TO DO
Return each line of the data below verbatim; pictures are to be left out.

DATA SEGMENT
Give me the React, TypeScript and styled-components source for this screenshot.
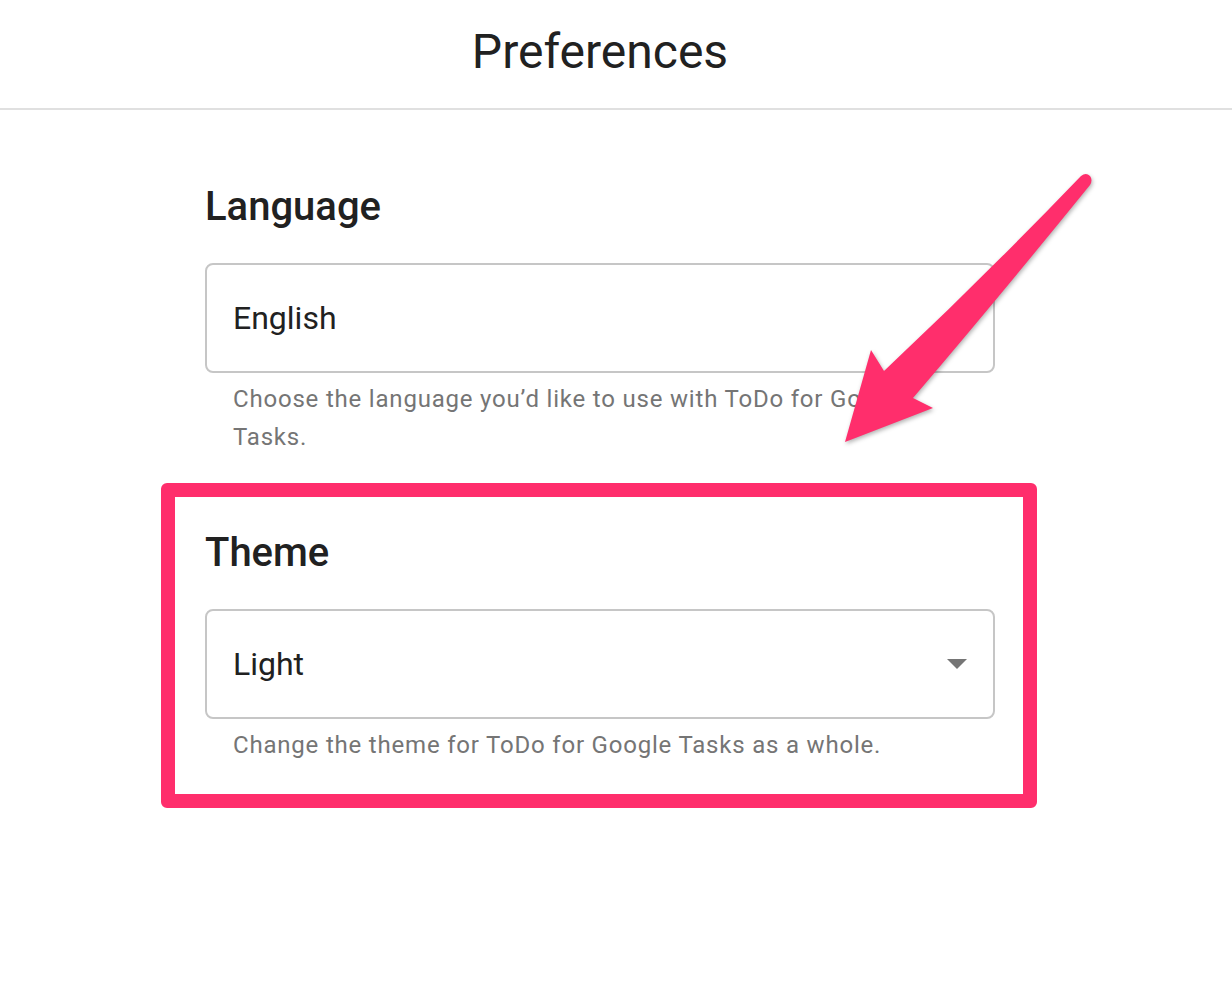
import styled, { createGlobalStyle } from 'styled-components';

const GlobalStyle = createGlobalStyle`
    html, body {
        margin: 0;
        padding: 0;
        background: #fff;
    }
    body {
        font-family: Roboto, "Liberation Sans", Arial, sans-serif;
        color: #212121;
    }
`;

const Page = styled.div`
    position: relative;
    width: 1232px;
    min-height: 982px;
    background: #fff;
`;

const Header = styled.header`
    height: 104px;
    padding-bottom: 4px;
    padding-right: 32px;
    border-bottom: 2px solid #e0e0e0;
    text-align: center;

    h1 {
        margin: 0;
        font-size: 48px;
        font-weight: 400;
        line-height: 104px;
        color: #212121;
    }
`;

const Main = styled.main`
    width: 790px;
    margin: 0 auto;
    padding: 75px 32px 0 0;
    display: flex;
    flex-direction: column;
`;

const Section = styled.section<{ $highlight?: boolean }>`
    display: flex;
    flex-direction: column;

    ${({ $highlight }) => $highlight && `
        margin: 27px -42px 0 -44px;
        padding: 34px 28px 30px 30px;
        border: 14px solid #ff2e6c;
        border-radius: 6px;
    `}
`;

const Heading = styled.h2`
    margin: 0 0 34px;
    font-size: 40px;
    font-weight: 500;
    line-height: 44px;
    color: #212121;
`;

const Field = styled.div`
    box-sizing: border-box;
    height: 110px;
    padding: 0 26px;
    border: 2px solid #c6c6c6;
    border-radius: 8px;
    display: flex;
    align-items: center;
    justify-content: space-between;
    font-size: 32px;
    color: #212121;
`;

const Helper = styled.p`
    margin: 7px 0 0;
    padding: 0 28px;
    font-size: 24px;
    line-height: 38px;
    letter-spacing: 0.8px;
    color: #757575;
`;

const Pointer = styled.svg`
    position: absolute;
    left: 0;
    top: 0;
    width: 1232px;
    height: 982px;
    pointer-events: none;
    filter: drop-shadow(1px 2px 2px rgba(0, 0, 0, 0.3));
`;

const Caret = () => (
    <svg width="20" height="10" viewBox="0 0 20 10">
        <polygon points="0,0 20,0 10,10" fill="#757575" />
    </svg>
);

export default function App() {
    return (
        <Page>
            <GlobalStyle />
            <Header>
                <h1>Preferences</h1>
            </Header>
            <Main>
                <Section>
                    <Heading>Language</Heading>
                    <Field>English</Field>
                    <Helper>Choose the language you’d like to use with ToDo for Google Tasks.</Helper>
                </Section>
                <Section $highlight>
                    <Heading>Theme</Heading>
                    <Field>
                        Light
                        <Caret />
                    </Field>
                    <Helper>Change the theme for ToDo for Google Tasks as a whole.</Helper>
                </Section>
            </Main>
            <Pointer viewBox="0 0 1232 982">
                <path
                    d="M 1081 176 Q 1086 172 1090 176 Q 1093 180 1090 185 Q 1000 296 913 398 L 933 408 L 845 442 L 871 350 L 884 371 Q 985 276 1081 176 Z"
                    fill="#ff2e6c"
                />
            </Pointer>
        </Page>
    );
}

OUTPUT BELOW
Give me the React, TypeScript and styled-components source for this screenshot.
import styled, { createGlobalStyle } from 'styled-components';

const GlobalStyle = createGlobalStyle`
    html, body {
        margin: 0;
        padding: 0;
        background: #fff;
    }
    body {
        font-family: Roboto, "Liberation Sans", Arial, sans-serif;
        color: #212121;
    }
`;

const Page = styled.div`
    position: relative;
    width: 1232px;
    min-height: 982px;
    background: #fff;
`;

const Header = styled.header`
    height: 104px;
    padding-bottom: 4px;
    padding-right: 32px;
    border-bottom: 2px solid #e0e0e0;
    text-align: center;

    h1 {
        margin: 0;
        font-size: 48px;
        font-weight: 400;
        line-height: 104px;
        color: #212121;
    }
`;

const Main = styled.main`
    width: 790px;
    margin: 0 auto;
    padding: 75px 32px 0 0;
    display: flex;
    flex-direction: column;
`;

const Section = styled.section<{ $highlight?: boolean }>`
    display: flex;
    flex-direction: column;

    ${({ $highlight }) => $highlight && `
        margin: 27px -42px 0 -44px;
        padding: 34px 28px 30px 30px;
        border: 14px solid #ff2e6c;
        border-radius: 6px;
    `}
`;

const Heading = styled.h2`
    margin: 0 0 34px;
    font-size: 40px;
    font-weight: 500;
    line-height: 44px;
    color: #212121;
`;

const Field = styled.div`
    box-sizing: border-box;
    height: 110px;
    padding: 0 26px;
    border: 2px solid #c6c6c6;
    border-radius: 8px;
    display: flex;
    align-items: center;
    justify-content: space-between;
    font-size: 32px;
    color: #212121;
`;

const Helper = styled.p`
    margin: 7px 0 0;
    padding: 0 28px;
    font-size: 24px;
    line-height: 38px;
    letter-spacing: 0.8px;
    color: #757575;
`;

const Pointer = styled.svg`
    position: absolute;
    left: 0;
    top: 0;
    width: 1232px;
    height: 982px;
    pointer-events: none;
    filter: drop-shadow(1px 2px 2px rgba(0, 0, 0, 0.3));
`;

const Caret = () => (
    <svg width="20" height="10" viewBox="0 0 20 10">
        <polygon points="0,0 20,0 10,10" fill="#757575" />
    </svg>
);

export default function App() {
    return (
        <Page>
            <GlobalStyle />
            <Header>
                <h1>Preferences</h1>
            </Header>
            <Main>
                <Section>
                    <Heading>Language</Heading>
                    <Field>English</Field>
                    <Helper>Choose the language you’d like to use with ToDo for Google Tasks.</Helper>
                </Section>
                <Section $highlight>
                    <Heading>Theme</Heading>
                    <Field>
                        Light
                        <Caret />
                    </Field>
                    <Helper>Change the theme for ToDo for Google Tasks as a whole.</Helper>
                </Section>
            </Main>
            <Pointer viewBox="0 0 1232 982">
                <path
                    d="M 1081 176 Q 1086 172 1090 176 Q 1093 180 1090 185 Q 1000 296 913 398 L 933 408 L 845 442 L 871 350 L 884 371 Q 985 276 1081 176 Z"
                    fill="#ff2e6c"
                />
            </Pointer>
        </Page>
    );
}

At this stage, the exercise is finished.